L'Homme qui a perdu la mer

L'Homme qui a perdu la mer

Theodore STURGEON
LIVRE DE POCHE
320pp -

Bifrost n° 12

Critique parue en mars 1999 dans Bifrost n° 12

Le recueil d'Alain Garsault était paru au Livre de Poche voici vingt ans et n'avait pas été réédité depuis. C'est donc avec émotion qu'on retrouvera (ou découvrira pour les nouveaux lecteurs) quelques-uns des plus beaux textes de Sturgeon comme « L'Homme qui a perdu la mer », entièrement rédigé à la seconde personne du singulier, qui est le long délire d'un astronaute malchanceux, ou comme « L'Éveil de Drusilla Strange », qui présente les premiers pas d'une exilée sur Terre, déposée là en guise de châtiment pour le crime qu'elle a commis. Elle apprendra à regarder ce monde et ses gens autrement que comme une prison, elle apprendra à l'aimer.

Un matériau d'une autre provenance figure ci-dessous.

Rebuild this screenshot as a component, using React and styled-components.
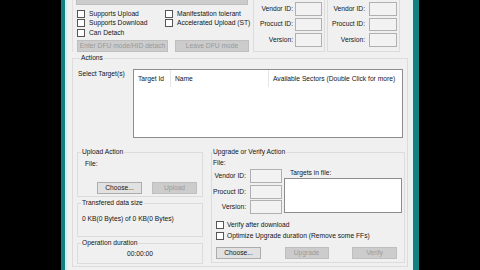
import React from 'react';
import styled, { createGlobalStyle } from 'styled-components';

const Global = createGlobalStyle`
  html, body { margin: 0; padding: 0; background: #000; }
  body { font-family: "Liberation Sans", Arial, sans-serif; }
`;

const Screen = styled.div`
  width: 480px;
  height: 270px;
  display: flex;
  overflow: hidden;
  background: #000;
`;

const Window = styled.div`
  margin-left: 61px;
  width: 358px;
  height: 270px;
  box-sizing: border-box;
  border-left: 4px solid #127f80;
  border-right: 6px solid #127f80;
  display: flex;
`;

const Frame = styled.div`
  flex: 1;
  border-left: 2px solid #d4ecec;
  border-right: 4px solid #e6f2f2;
  background: #f0f0f0;
  overflow: hidden;
  color: #141414;
  font-size: 6.7px;
  line-height: 8px;
`;

const Content = styled.div`
  margin-top: -14px;
  display: flex;
  flex-direction: column;
`;

const TopSection = styled.div`
  display: flex;
  height: 66px;
`;

const LeftPanel = styled.div`
  margin-left: 5px;
  width: 181px;
  box-sizing: border-box;
  border-left: 1px solid #e0e0e0;
  padding-left: 3px;
  display: flex;
  flex-direction: column;
`;

const Button = styled.button`
  box-sizing: border-box;
  width: ${p => p.$w}px;
  height: ${p => p.$h || 12}px;
  margin: 0;
  padding: 0;
  font-family: inherit;
  font-size: 6.7px;
  line-height: 8px;
  white-space: nowrap;
  overflow: hidden;
  border: 1px solid ${p => (p.disabled ? '#bfbfbf' : '#adadad')};
  background: ${p => (p.disabled ? '#cccccc' : '#e1e1e1')};
  color: ${p => (p.disabled ? '#9a9a9a' : '#141414')};
`;

const HiddenButton = styled(Button)`
  margin-top: 5px;
`;

const CheckGrid = styled.div`
  margin-top: 4px;
  padding-left: 1px;
  display: grid;
  grid-template-columns: 88px auto;
  grid-template-rows: repeat(3, 9.5px);
  grid-auto-flow: column;
`;

const CheckRow = styled.label`
  display: flex;
  align-items: center;
  gap: ${p => p.$gap || 4}px;
  white-space: nowrap;
  height: ${p => p.$h || 9.5}px;
`;

const Box = styled.span`
  display: inline-block;
  box-sizing: border-box;
  width: 8px;
  height: 8px;
  border: 1px solid #555;
  background: #fff;
  flex: none;
`;

const ButtonRow = styled.div`
  display: flex;
  gap: ${p => p.$gap || 0}px;
  justify-content: ${p => p.$justify || 'flex-start'};
  margin-top: ${p => p.$mt || 0}px;
  padding: ${p => p.$pad || '0'};
`;

const IdGroup = styled.div`
  box-sizing: border-box;
  width: ${p => p.$w}px;
  height: 66px;
  margin-left: ${p => p.$ml || 0}px;
  border: 1px solid #dcdcdc;
  padding: 15px 2px 0 1px;
  display: grid;
  grid-template-columns: ${p => p.$cols};
  column-gap: ${p => p.$cg}px;
  grid-auto-rows: 13.5px;
  row-gap: 2px;
  align-content: start;
`;

const FieldLabel = styled.span`
  text-align: right;
  align-self: center;
  white-space: nowrap;
`;

const Input = styled.span`
  display: block;
  box-sizing: border-box;
  border: 1px solid #b0b0b0;
  background: #f2f2f2;
`;

const Group = styled.fieldset`
  margin: ${p => p.$m || 0};
  padding: ${p => p.$pad || '0'};
  min-width: 0;
  box-sizing: border-box;
  border: 1px solid #dcdcdc;
  width: ${p => p.$w}px;
  height: ${p => p.$h}px;
  display: flex;
  flex-direction: column;
`;

const Legend = styled.legend`
  margin-left: ${p => p.$ml ?? 3}px;
  padding: 0 1px;
  font-size: 6.7px;
  line-height: 8px;
`;

const TargetRow = styled.div`
  display: flex;
  height: 69px;
`;

const TargetLabel = styled.div`
  width: 56px;
  box-sizing: border-box;
  padding: 1px 0 0 1px;
`;

const ListBox = styled.div`
  width: 270px;
  height: 69px;
  box-sizing: border-box;
  border: 1px solid #8c8c8c;
  background: #fff;
`;

const ListHeader = styled.div`
  display: flex;
  height: 17px;
`;

const HeaderCell = styled.div`
  box-sizing: border-box;
  width: ${p => (p.$w ? `${p.$w}px` : 'auto')};
  flex: ${p => (p.$w ? 'none' : '1')};
  display: flex;
  align-items: center;
  padding-left: 4px;
  border-right: ${p => (p.$last ? 'none' : '1px solid #e5e5e5')};
  white-space: nowrap;
`;

const BottomRow = styled.div`
  display: flex;
  gap: 8px;
  margin-top: 10px;
`;

const LeftCol = styled.div`
  width: 126px;
  display: flex;
  flex-direction: column;
  gap: 2px;
`;

const Text = styled.div`
  margin-top: ${p => p.$mt || 0}px;
  padding-left: ${p => p.$pl || 0}px;
  text-align: ${p => p.$align || 'left'};
  white-space: nowrap;
  height: ${p => (p.$h ? `${p.$h}px` : 'auto')};
`;

const FileRow = styled.div`
  display: flex;
  margin-top: 2px;
`;

const IdGrid = styled.div`
  display: grid;
  grid-template-columns: 34px 32px;
  column-gap: 4px;
  grid-auto-rows: 14px;
  row-gap: 1.5px;
`;

const TargetsCol = styled.div`
  margin-left: 2px;
  width: 118px;
  display: flex;
  flex-direction: column;
`;

const TargetsBox = styled.div`
  height: 35px;
  box-sizing: border-box;
  border: 1px solid #8c8c8c;
  background: #fff;
`;

const CheckList = styled.div`
  margin-top: 5px;
  padding-left: 4px;
  display: flex;
  flex-direction: column;
`;

function Check({ children, h, gap }) {
  return (
    <CheckRow $h={h} $gap={gap}>
      <Box />
      <span>{children}</span>
    </CheckRow>
  );
}

export default function App() {
  return (
    <>
      <Global />
      <Screen>
        <Window>
          <Frame>
            <Content>
              <TopSection>
                <LeftPanel>
                  <HiddenButton disabled $w={172} $h={14} />
                  <CheckGrid>
                    <Check>Supports Upload</Check>
                    <Check>Supports Download</Check>
                    <Check>Can Detach</Check>
                    <Check>Manifestation tolerant</Check>
                    <Check>Accelerated Upload (ST)</Check>
                  </CheckGrid>
                  <ButtonRow $gap={7} $mt={2.5} $pad="0 0 0 1px">
                    <Button disabled $w={91}>Enter DFU mode/HID detach</Button>
                    <Button disabled $w={74}>Leave DFU mode</Button>
                  </ButtonRow>
                </LeftPanel>
                <IdGroup $w={72} $cols="38px 27px" $cg={2}>
                  <FieldLabel>Vendor ID:</FieldLabel>
                  <Input />
                  <FieldLabel>Procuct ID:</FieldLabel>
                  <Input />
                  <FieldLabel>Version:</FieldLabel>
                  <Input />
                </IdGroup>
                <IdGroup $w={73} $ml={2} $cols="36px 28px" $cg={4}>
                  <FieldLabel>Vendor ID:</FieldLabel>
                  <Input />
                  <FieldLabel>Procuct ID:</FieldLabel>
                  <Input />
                  <FieldLabel>Version:</FieldLabel>
                  <Input />
                </IdGroup>
              </TopSection>

              <Group $w={336} $h={213} $m="2px 0 0 5px" $pad="7px 1px 2px 4px">
                <Legend>Actions</Legend>
                <TargetRow>
                  <TargetLabel>Select Target(s)</TargetLabel>
                  <ListBox>
                    <ListHeader>
                      <HeaderCell $w={37}>Target Id</HeaderCell>
                      <HeaderCell $w={98}>Name</HeaderCell>
                      <HeaderCell $last>Available Sectors (Double Click for more)</HeaderCell>
                    </ListHeader>
                  </ListBox>
                </TargetRow>

                <BottomRow>
                  <LeftCol>
                    <Group $w={126} $h={49}>
                      <Legend>Upload Action</Legend>
                      <Text $mt={4} $pl={7}>File:</Text>
                      <ButtonRow $mt={14} $gap={10} $justify="flex-end" $pad="0 5px 0 0">
                        <Button $w={45}>Choose...</Button>
                        <Button disabled $w={45}>Upload</Button>
                      </ButtonRow>
                    </Group>
                    <Group $w={126} $h={38}>
                      <Legend>Transfered data size</Legend>
                      <Text $mt={8} $pl={4}>0 KB(0 Bytes) of 0 KB(0 Bytes)</Text>
                    </Group>
                    <Group $w={126} $h={25}>
                      <Legend>Operation duration</Legend>
                      <Text $mt={3} $align="center">00:00:00</Text>
                    </Group>
                  </LeftCol>

                  <Group $w={194} $h={115}>
                    <Legend $ml={0}>Upgrade or Verify Action</Legend>
                    <Text $mt={3} $pl={1}>File:</Text>
                    <FileRow>
                      <IdGrid>
                        <FieldLabel>Vendor ID:</FieldLabel>
                        <Input />
                        <FieldLabel>Procuct ID:</FieldLabel>
                        <Input />
                        <FieldLabel>Version:</FieldLabel>
                        <Input />
                      </IdGrid>
                      <TargetsCol>
                        <Text $pl={6} $h={9}>Targets in file:</Text>
                        <TargetsBox />
                      </TargetsCol>
                    </FileRow>
                    <CheckList>
                      <Check h={11} gap={3}>Verify after download</Check>
                      <Check h={11} gap={3}>Optimize Upgrade duration (Remove some FFs)</Check>
                    </CheckList>
                    <ButtonRow $mt={6} $justify="space-between" $pad="0 7px 0 4px">
                      <Button $w={45}>Choose...</Button>
                      <Button disabled $w={44}>Upgrade</Button>
                      <Button disabled $w={45}>Verify</Button>
                    </ButtonRow>
                  </Group>
                </BottomRow>
              </Group>
            </Content>
          </Frame>
        </Window>
      </Screen>
    </>
  );
}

Plusieurs autres textes du recueil sont des œuvres de jeunesse sans être pour autant mineures : « Ça » est un récit d'horreur haletant où Sturgeon dévoile pour la première fois l'étendue de ses talents, en particulier dans la construction des personnages. Les pensées de la chose née de la boue, qui observe les faits de façon brute, sans intelligence mais avec une curiosité manifeste, sont bien rendues. Nul ne peut en revanche prétendre ignorer « La Merveilleuse aventure du bébé Hurkle », récit humoristique cité dans tous les ouvrages consacrés à la S-F et qui a la particularité de ne dévoiler que vers la fin, à travers cinq mots anodins glissés dans une phrase, la nature du narrateur.

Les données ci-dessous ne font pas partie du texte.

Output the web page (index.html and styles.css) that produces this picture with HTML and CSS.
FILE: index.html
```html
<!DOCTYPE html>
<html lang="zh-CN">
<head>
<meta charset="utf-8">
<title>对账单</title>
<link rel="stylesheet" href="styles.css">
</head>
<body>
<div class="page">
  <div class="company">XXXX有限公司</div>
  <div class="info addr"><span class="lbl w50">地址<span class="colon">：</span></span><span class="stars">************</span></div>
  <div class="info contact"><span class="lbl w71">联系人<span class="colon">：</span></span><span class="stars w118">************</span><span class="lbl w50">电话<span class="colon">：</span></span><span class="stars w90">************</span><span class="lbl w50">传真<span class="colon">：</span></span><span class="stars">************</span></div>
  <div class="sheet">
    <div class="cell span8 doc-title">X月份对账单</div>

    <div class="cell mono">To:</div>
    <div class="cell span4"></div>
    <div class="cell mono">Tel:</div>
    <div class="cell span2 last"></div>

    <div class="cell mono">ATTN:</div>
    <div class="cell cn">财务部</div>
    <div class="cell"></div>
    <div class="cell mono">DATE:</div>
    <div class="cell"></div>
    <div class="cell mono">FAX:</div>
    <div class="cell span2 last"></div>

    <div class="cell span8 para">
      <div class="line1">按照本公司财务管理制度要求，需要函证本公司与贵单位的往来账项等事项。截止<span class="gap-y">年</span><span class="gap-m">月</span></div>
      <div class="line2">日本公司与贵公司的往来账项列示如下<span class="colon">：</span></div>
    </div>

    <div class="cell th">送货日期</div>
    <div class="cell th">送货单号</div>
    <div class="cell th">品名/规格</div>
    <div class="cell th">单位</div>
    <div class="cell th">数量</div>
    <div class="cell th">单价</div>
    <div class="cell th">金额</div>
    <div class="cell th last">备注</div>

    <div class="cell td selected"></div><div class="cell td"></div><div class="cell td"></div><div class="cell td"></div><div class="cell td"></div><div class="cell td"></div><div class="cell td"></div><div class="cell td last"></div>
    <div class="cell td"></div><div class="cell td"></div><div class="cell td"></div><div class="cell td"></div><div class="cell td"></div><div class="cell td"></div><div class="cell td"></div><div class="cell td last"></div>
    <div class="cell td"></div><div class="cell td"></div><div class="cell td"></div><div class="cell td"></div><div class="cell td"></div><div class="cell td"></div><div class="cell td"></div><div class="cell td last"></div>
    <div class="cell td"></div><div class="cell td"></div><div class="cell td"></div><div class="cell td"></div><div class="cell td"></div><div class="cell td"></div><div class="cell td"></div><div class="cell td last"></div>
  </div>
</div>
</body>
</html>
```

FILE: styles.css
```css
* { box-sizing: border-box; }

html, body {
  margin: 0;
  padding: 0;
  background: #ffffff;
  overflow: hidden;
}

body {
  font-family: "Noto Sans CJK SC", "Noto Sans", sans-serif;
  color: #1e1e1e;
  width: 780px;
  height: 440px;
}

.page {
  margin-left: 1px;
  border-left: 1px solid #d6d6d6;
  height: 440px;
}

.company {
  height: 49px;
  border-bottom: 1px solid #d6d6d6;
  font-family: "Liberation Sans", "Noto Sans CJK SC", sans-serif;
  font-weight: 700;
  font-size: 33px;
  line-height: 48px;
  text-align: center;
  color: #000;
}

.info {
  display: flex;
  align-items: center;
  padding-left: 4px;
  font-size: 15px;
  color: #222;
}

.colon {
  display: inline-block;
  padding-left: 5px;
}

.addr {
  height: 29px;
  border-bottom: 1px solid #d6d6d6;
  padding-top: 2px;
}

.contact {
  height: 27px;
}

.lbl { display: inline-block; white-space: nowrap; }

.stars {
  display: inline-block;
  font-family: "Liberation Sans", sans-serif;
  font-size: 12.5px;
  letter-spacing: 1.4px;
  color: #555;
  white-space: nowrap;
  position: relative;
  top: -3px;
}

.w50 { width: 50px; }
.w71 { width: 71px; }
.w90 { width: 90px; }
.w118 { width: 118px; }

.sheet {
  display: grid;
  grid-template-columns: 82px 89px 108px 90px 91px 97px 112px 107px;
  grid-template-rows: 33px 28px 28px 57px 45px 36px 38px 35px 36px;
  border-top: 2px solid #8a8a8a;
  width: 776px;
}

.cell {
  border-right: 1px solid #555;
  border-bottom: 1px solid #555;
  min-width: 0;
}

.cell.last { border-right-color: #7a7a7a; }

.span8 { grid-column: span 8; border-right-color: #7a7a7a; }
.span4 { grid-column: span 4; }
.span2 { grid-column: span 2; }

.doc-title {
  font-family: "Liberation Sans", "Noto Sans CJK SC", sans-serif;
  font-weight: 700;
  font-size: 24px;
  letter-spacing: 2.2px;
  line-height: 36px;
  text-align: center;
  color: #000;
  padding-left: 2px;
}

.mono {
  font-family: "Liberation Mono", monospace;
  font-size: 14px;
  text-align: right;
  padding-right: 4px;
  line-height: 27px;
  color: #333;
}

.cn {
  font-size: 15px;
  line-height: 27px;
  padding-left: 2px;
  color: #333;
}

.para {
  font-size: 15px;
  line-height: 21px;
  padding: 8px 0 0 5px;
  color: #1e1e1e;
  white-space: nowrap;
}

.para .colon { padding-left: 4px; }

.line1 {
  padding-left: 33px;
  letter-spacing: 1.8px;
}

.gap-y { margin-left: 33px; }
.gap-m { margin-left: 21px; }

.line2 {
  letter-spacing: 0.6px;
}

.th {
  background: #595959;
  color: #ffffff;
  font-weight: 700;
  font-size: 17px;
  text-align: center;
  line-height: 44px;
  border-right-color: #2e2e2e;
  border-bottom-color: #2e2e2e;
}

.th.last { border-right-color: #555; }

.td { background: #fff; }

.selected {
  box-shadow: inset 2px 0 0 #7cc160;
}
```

On voit aussi progressivement Sturgeon développer ses thèmes, son message d'amour et de tolérance, son empathie pour les autres, malgré leur différence. Encore balbutiants dans « Dieu microcosmique », qui oppose un surhomme inoffensif (un génie nullement dominateur car trop absorbé par ses recheches) à un financier avide de pouvoir, ces thèmes prennent de l'ampleur dans « Le Tyran sacré de l'amour, Epitaphe » (une fameuse gifle quant à notre prétendue supériorité) ou encore « Et la foudre et les roses », un texte poignant et un vibrant plaidoyer pour le pardon jusqu'au bout. Même si l'humanité s'éteint, le texte reste porteur d'un message d'espoir ; pour laisser une chance à la vie, une chanteuse passe de garnison en garnison pour convaincre les Etats-Unis de ne pas riposter, malgré leur supériorité en armement, à l'attaque nucléaire dont ils viennent de faire l'objet.

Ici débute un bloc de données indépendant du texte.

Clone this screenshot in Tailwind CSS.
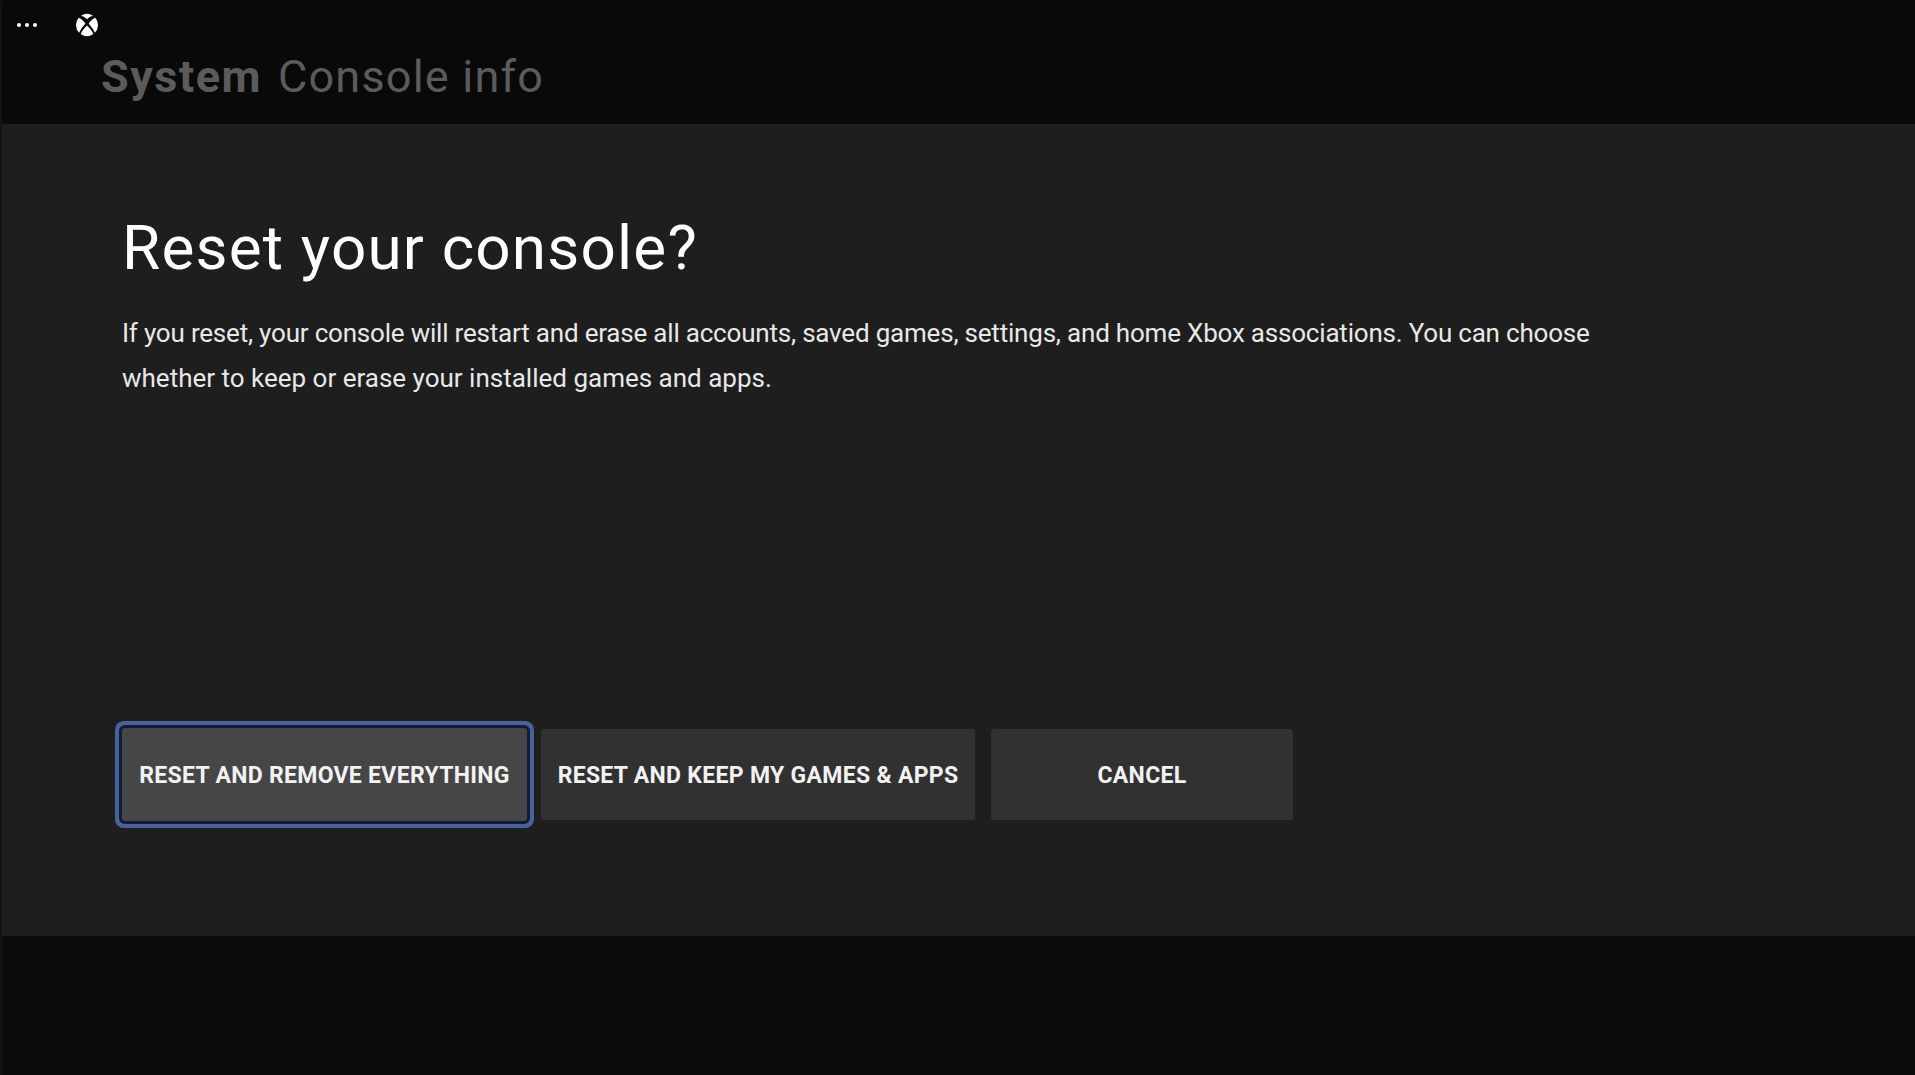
<!DOCTYPE html>
<html lang="en">
<head>
  <meta charset="UTF-8" />
  <title>Reset your console?</title>
  <script src="https://cdn.jsdelivr.net/npm/@tailwindcss/browser@4"></script>
</head>
<body class="bg-[#0b0b0b] font-['Roboto',sans-serif] overflow-hidden">
  <div class="flex flex-col w-[1915px] h-[1075px] border-l-2 border-[#14140a]">
    <!-- top bar with page title -->
    <header class="h-[124px] shrink-0 bg-[#090909] border-t border-[#120e04] pl-[15px] pt-[12px]">
      <div class="flex items-center h-[24px]">
        <div class="flex gap-[4px] w-[58px]">
          <span class="w-[4px] h-[4px] rounded-full bg-white"></span>
          <span class="w-[4px] h-[4px] rounded-full bg-white"></span>
          <span class="w-[4px] h-[4px] rounded-full bg-white"></span>
        </div>
        <svg class="w-[24px] h-[24px]" viewBox="0 0 24 24" fill="#fff">
          <path d="M5.800 2.900A11 11 0 0 1 18.200 2.900C15.800 3 13.500 4.600 12 6.300C10.500 4.600 8.200 3 5.800 2.900Z" />
          <path d="M3.700 4.800C6.500 6 9 8.500 10.400 10.600C7.200 14.500 4.800 17.800 4.200 19.800A11 11 0 0 1 3.700 4.800Z" />
          <path d="M20.300 4.800C17.500 6 15 8.500 13.600 10.600C16.800 14.500 19.200 17.800 19.800 19.800A11 11 0 0 0 20.300 4.800Z" />
          <path d="M12 12.400C9 15 6.300 18.800 5.700 21A11 11 0 0 0 18.300 21C17.700 18.800 15 15 12 12.400Z" />
        </svg>
      </div>
      <div class="flex items-baseline gap-[16px] ml-[84px] mt-[14px] text-[45px] leading-[52px] text-[#5b5b5b]">
        <span class="font-bold tracking-[1.5px]">System</span>
        <span class="tracking-[1.2px]">Console info</span>
      </div>
    </header>

    <main class="h-[812px] shrink-0 bg-[#1e1e1e] pl-[120px] pt-[88px]">
      <h1 class="text-[62px] leading-[72px] text-white tracking-[1.2px]">Reset your console?</h1>
      <p class="mt-[27px] text-[26px] leading-[45px] text-[#e8e8e8]">
        <span class="block tracking-[-0.2px]">If you reset, your console will restart and erase all accounts, saved games, settings, and home Xbox associations. You can choose</span>
        <span class="block">whether to keep or erase your installed games and apps.</span>
      </p>
      <div class="flex items-center mt-[327px] h-[93px] text-[23px] font-bold text-[#f2f2f2] tracking-[0.3px]">
        <button class="w-[405px] h-[93px] pt-[3px] rounded-[3px] bg-[#464646] shadow-[0_0_0_3px_#101c38,0_0_0_7px_#48639b] whitespace-nowrap">RESET AND REMOVE EVERYTHING</button>
        <button class="ml-[14px] w-[434px] h-[91px] pt-[3px] rounded-[3px] bg-[#313131] whitespace-nowrap">RESET AND KEEP MY GAMES &amp; APPS</button>
        <button class="ml-[16px] w-[302px] h-[91px] pt-[3px] rounded-[3px] bg-[#313131]">CANCEL</button>
      </div>
    </main>

    <footer class="flex-1 bg-[#0c0c0c]"></footer>
  </div>
</body>
</html>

De Sturgeon, on connaît surtout les deux principaux romans, Cristal qui songe et Les Plus qu'humains, en oubliant un peu rapidement qu'il fut avant tout un nouvelliste. Les recueils qui lui sont consacrés se font rares sur les étagères et c'est pourquoi il faut saluer cette réédition pour ce qu'elle est : indispensable.